Cheetah Digital interviewed Christopher Wylie, the renowned whistleblower who cracked open the Cambridge Analytica scandal.

The metaverse is a term on the lips of most marketers across the globe. That’s unsurprising given the sheer weight of numbers involved when it comes to investment and consumer interest.

For instance, Meta Reality Labs (a sibling unit to Facebook) has committed to spending at least $10bn a year on developing experiences that fuse augmented reality (AR) and virtual reality (VR) hardware with software and content. The unit is making thumping losses right now but the commercial potential of the metaverse is undoubtedly vast. It represents a $1tn annual revenue opportunity, according to crypto investment firm Grayscale.

Yet, from a marketing perspective, there remain many questions to answer. Thorny issues that were addressed by Cheetah Digital, the customer engagement business, in a special edition of its ‘Thinking Caps’ webinar.

It featured a discussion on data privacy and the metaverse with Christopher Wylie, the renowned whistleblower who cracked open the Cambridge Analytica scandal.

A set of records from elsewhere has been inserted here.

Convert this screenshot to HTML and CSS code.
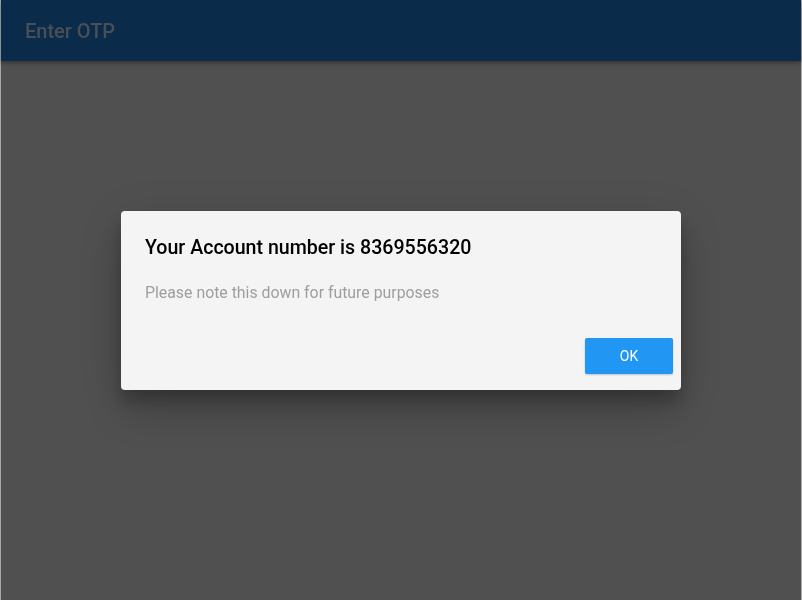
FILE: index.html
```html
<!DOCTYPE html>
<html>
<head>
<meta charset="utf-8">
<link rel="stylesheet" href="styles.css">
</head>
<body>
<div class="app">
  <header class="appbar"><h1 class="appbar-title">Enter OTP</h1></header>
  <main class="content"></main>
</div>
<div class="overlay">
  <div class="dialog">
    <h2 class="dialog-title">Your Account number is 8369556320</h2>
    <p class="dialog-text">Please note this down for future purposes</p>
    <div class="dialog-actions">
      <button class="btn-ok">OK</button>
    </div>
  </div>
</div>
</body>
</html>
```
FILE: styles.css
```css
html, body {
  margin: 0;
  padding: 0;
  height: 100%;
  font-family: Roboto, "Liberation Sans", sans-serif;
}
body {
  background: #4f4f4f;
}
.app {
  height: 600px;
  display: flex;
  flex-direction: column;
  border-left: 1px solid #a9a9a9;
  border-right: 1px solid #a9a9a9;
  box-sizing: border-box;
}
.appbar {
  height: 61px;
  background: #0a2b4a;
  display: flex;
  align-items: center;
  padding-left: 24px;
  box-shadow: 0 2px 4px rgba(0, 0, 0, 0.35);
  position: relative;
  z-index: 1;
}
.appbar-title {
  margin: 0;
  font-size: 20px;
  font-weight: 500;
  color: #4a4f55;
}
.content {
  flex: 1;
  background: #505050;
}
.overlay {
  position: fixed;
  inset: 0;
  display: flex;
  align-items: center;
  justify-content: center;
}
.dialog {
  width: 560px;
  height: 179px;
  box-sizing: border-box;
  background: #f4f4f4;
  border-radius: 4px;
  box-shadow: 0 11px 15px rgba(0, 0, 0, 0.2), 0 24px 38px rgba(0, 0, 0, 0.14), 0 9px 46px rgba(0, 0, 0, 0.12);
  padding: 25px 8px 16px 24px;
  display: flex;
  flex-direction: column;
}
.dialog-title {
  margin: 0;
  font-size: 19.6px;
  line-height: 24px;
  font-weight: 500;
  color: #000;
}
.dialog-text {
  margin: 21px 0 0;
  font-size: 15.85px;
  line-height: 24px;
  color: #9e9e9e;
}
.dialog-actions {
  margin-top: auto;
  display: flex;
  justify-content: flex-end;
}
.btn-ok {
  width: 88px;
  height: 36px;
  border: none;
  border-radius: 2px;
  background: #2196f3;
  color: #fff;
  font-family: Roboto, "Liberation Sans", sans-serif;
  font-size: 14px;
  font-weight: 400;
  box-shadow: 0 1px 2px rgba(0, 0, 0, 0.2);
}
```
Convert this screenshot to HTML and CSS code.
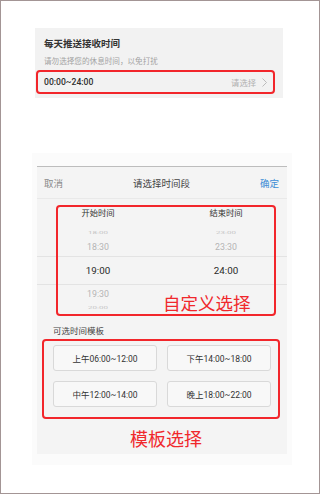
FILE: index.html
```html
<!DOCTYPE html>
<html lang="zh-CN">
<head>
<meta charset="utf-8">
<title>推送接收时间</title>
<link rel="stylesheet" href="styles.css">
</head>
<body>
<div class="frame">
  <div class="card">
    <div class="title">每天推送接收时间</div>
    <div class="subtitle">请勿选择您的休息时间，以免打扰</div>
    <div class="select-box">
      <span class="range">00:00~24:00</span>
      <span class="choose">请选择<svg class="chev" width="5" height="9" viewBox="0 0 5 9"><polyline points="0.5,0.5 4.5,4.5 0.5,8.5" fill="none" stroke="#b5b5b5" stroke-width="0.9"/></svg></span>
    </div>
  </div>

  <div class="sheet-wrap">
    <div class="panel">
      <div class="header">
        <span class="cancel">取消</span>
        <span class="head-title">请选择时间段</span>
        <span class="ok">确定</span>
      </div>
      <div class="picker">
        <div class="row heading"><span>开始时间</span><span>结束时间</span></div>
        <div class="row far"><span>18:00</span><span>23:00</span></div>
        <div class="row near"><span>18:30</span><span>23:30</span></div>
        <div class="row selected"><span>19:00</span><span>24:00</span></div>
        <div class="row near"><span>19:30</span><span></span></div>
        <div class="row far"><span>20:00</span><span></span></div>
        <div class="mark-box">
          <span class="mark-text">自定义选择</span>
        </div>
      </div>
      <div class="tpl-label">可选时间模板</div>
      <div class="tpl-box">
        <div class="tpl-btn">上午06:00~12:00</div>
        <div class="tpl-btn">下午14:00~18:00</div>
        <div class="tpl-btn">中午12:00~14:00</div>
        <div class="tpl-btn">晚上18:00~22:00</div>
      </div>
      <div class="tpl-mark">模板选择</div>
    </div>
  </div>
</div>
</body>
</html>
```

FILE: styles.css
```css
html, body {
  margin: 0;
  padding: 0;
  background: #ffffff;
}

body {
  font-family: Roboto, "Noto Sans CJK SC", sans-serif;
  color: #333333;
}

.frame {
  width: 320px;
  height: 494px;
  box-sizing: border-box;
  border: 1px solid #a39595;
  overflow: hidden;
}

.card {
  margin: 27px 0 0 34px;
  width: 248px;
  height: 70px;
  box-sizing: border-box;
  padding: 10px 0 0 9px;
  background: #f2f2f2;
}

.title {
  font-size: 9.5px;
  line-height: 12px;
  font-weight: 700;
  color: #333333;
}

.subtitle {
  margin-top: 6px;
  font-size: 7.6px;
  line-height: 12px;
  color: #a3a3a3;
}

.select-box {
  margin: 2px 0 0 -8px;
  width: 239px;
  height: 24px;
  box-sizing: border-box;
  border: 2px solid #f2262b;
  border-radius: 4px;
  padding: 0 6px 0 6px;
  display: flex;
  align-items: center;
  justify-content: space-between;
}

.range {
  font-size: 8.6px;
  font-weight: 500;
  color: #2e2e2e;
}

.choose {
  display: flex;
  align-items: center;
  gap: 6px;
  font-size: 8.3px;
  color: #b0b0b0;
}

.chev {
  display: block;
}

.sheet-wrap {
  margin: 55px 0 0 31px;
  width: 260px;
  box-sizing: border-box;
  padding: 13px 5px 11px 5px;
  background: #fbfbfb;
}

.panel {
  width: 250px;
  background: #f4f4f4;
  border-top: 1px solid #bdbdbd;
}

.header {
  height: 32px;
  box-sizing: border-box;
  padding: 0 8px 0 7px;
  display: flex;
  align-items: center;
  justify-content: space-between;
  border-bottom: 1px solid #e9e9e9;
  font-size: 9.5px;
}

.cancel {
  color: #8a8a8a;
}

.head-title {
  color: #444444;
}

.ok {
  color: #3d8ed6;
}

.picker {
  position: relative;
  padding: 8px 0 12px 0;
}

.row {
  display: grid;
  grid-template-columns: 1fr 1fr;
  column-gap: 6px;
  text-align: center;
  align-items: center;
}

.row span {
  display: block;
}

.heading {
  height: 12px;
  font-size: 8.3px;
  line-height: 12px;
  color: #333333;
  margin-bottom: 9px;
}

.far {
  height: 10px;
  font-size: 8px;
  line-height: 10px;
  color: #c4c4c4;
}

.far span {
  transform: scaleY(0.55);
}

.near {
  height: 18px;
  font-size: 8.8px;
  line-height: 18px;
  color: #b4b4b4;
}

.selected {
  height: 27px;
  border-top: 1px solid #e3e3e3;
  border-bottom: 1px solid #e3e3e3;
  font-size: 9.8px;
  line-height: 27px;
  color: #2a2a2a;
}

.mark-box {
  position: absolute;
  left: 19px;
  top: 6px;
  width: 220px;
  height: 111px;
  box-sizing: border-box;
  border: 2px solid #f2262b;
  border-radius: 4px;
}

.mark-text {
  position: absolute;
  left: 105px;
  top: 86px;
  font-size: 17.5px;
  line-height: 22px;
  color: #f0282c;
  white-space: nowrap;
}

.tpl-label {
  padding-left: 16px;
  font-size: 8.5px;
  line-height: 12px;
  color: #444444;
}

.tpl-box {
  margin: 2px 0 0 5px;
  width: 238px;
  box-sizing: border-box;
  border: 2px solid #f2262b;
  border-radius: 4px;
  padding: 4px 7px 10px 9px;
  display: grid;
  grid-template-columns: 104px 104px;
  column-gap: 10px;
  row-gap: 10px;
}

.tpl-btn {
  height: 26px;
  box-sizing: border-box;
  border: 1px solid #d9d9d9;
  border-radius: 3px;
  background: #f8f8f8;
  display: flex;
  align-items: center;
  justify-content: center;
  font-size: 8.5px;
  color: #333333;
}

.tpl-mark {
  margin-top: 10px;
  padding: 0 0 3px 8px;
  text-align: center;
  font-size: 18px;
  line-height: 22px;
  color: #f0282c;
}
```
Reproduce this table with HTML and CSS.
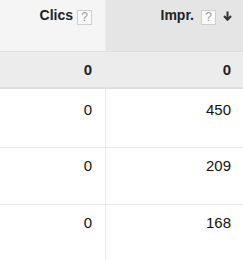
FILE: index.html
```html
<!DOCTYPE html>
<html>
<head>
<meta charset="utf-8">
<link rel="stylesheet" href="styles.css">
</head>
<body>
<div class="grid">
  <div class="cell head">
    <span class="label">Clics</span><span class="help">?</span>
  </div>
  <div class="cell head sorted">
    <span class="label">Impr.</span><span class="help">?</span>
    <svg class="arrow" width="9" height="10" viewBox="0 0 9 10"><path d="M4.5 0.5V8.5M1 5L4.5 8.8L8 5" fill="none" stroke="#333" stroke-width="2"/></svg>
  </div>
  <div class="cell total">0</div>
  <div class="cell total">0</div>
  <div class="cell row r1">0</div>
  <div class="cell row r1">450</div>
  <div class="cell row r2">0</div>
  <div class="cell row r2">209</div>
  <div class="cell row r3">0</div>
  <div class="cell row r3">168</div>
</div>
</body>
</html>
```
FILE: styles.css
```css
html, body {
  margin: 0;
  padding: 0;
  background: #fff;
}
body {
  font-family: "Liberation Sans", Arial, sans-serif;
  color: #222;
  width: 243px;
  height: 260px;
  overflow: hidden;
}
.grid {
  display: grid;
  grid-template-columns: 106px 137px;
  grid-template-rows: 52px 37px 59px 57px 57px;
}
.cell {
  box-sizing: border-box;
  display: flex;
  justify-content: flex-end;
  text-align: right;
}
.cell:nth-child(odd) {
  border-right: 1px solid #ebebeb;
}
.head {
  background: #f5f5f5;
  border-bottom: 1px solid #dedede;
  padding: 7px 13px 0 0;
  align-items: flex-start;
  font-weight: bold;
  font-size: 14px;
  line-height: 16px;
}
.head.sorted {
  background: #e5e5e5;
  padding-right: 11px;
}
.label {
  color: #222;
}
.help {
  display: inline-block;
  box-sizing: border-box;
  width: 15px;
  height: 15px;
  margin: 3px 0 0 4px;
  border: 1px solid #cfcfcf;
  background: #fafafa;
  color: #999;
  font-weight: normal;
  font-size: 12px;
  line-height: 13px;
  text-align: center;
}
.sorted .help {
  margin-left: 7px;
}
.arrow {
  margin: 4px 0 0 7px;
}
.total {
  background: #ececec;
  border-bottom: 2px solid #dedede;
  align-items: center;
  padding-right: 13px;
  font-weight: bold;
  font-size: 15px;
}
.total:nth-child(4) {
  padding-right: 12px;
}
.row {
  border-bottom: 1px solid #ebebeb;
  padding: 9px 13px 0 0;
  align-items: flex-start;
  font-size: 15px;
  line-height: 17px;
  color: #111;
}
.r1 {
  padding-top: 12px;
}
.row:nth-child(even) {
  padding-right: 12px;
}
.r3 {
  border-bottom: none;
}
```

Wylie also recently published the book Mindf*ck: Cambridge Analytica and the Plot to Break America.

In a one-on-one with Richard Jones, the chief marketing officer at Cheetah Digital, Wylie focuses on addressing some big questions. For instance, who is regulating how the metaverse is being built? Will it be a safe place for users? And what does this mean for brands?

Watch the webinar on demand here.

The backdrop to this was the evolution of the metaverse as a construct developed by software engineers, who are shaping its future with little-to-no regulation ensuring users have safe places or escape routes. Given that, historically, Meta (formerly Facebook) and other social media platforms have struggled with misinformation, hate speech, and other dangerous content and actions, what’s needed when building the metaverse to ensure the safety of its users and the brands that engage with them?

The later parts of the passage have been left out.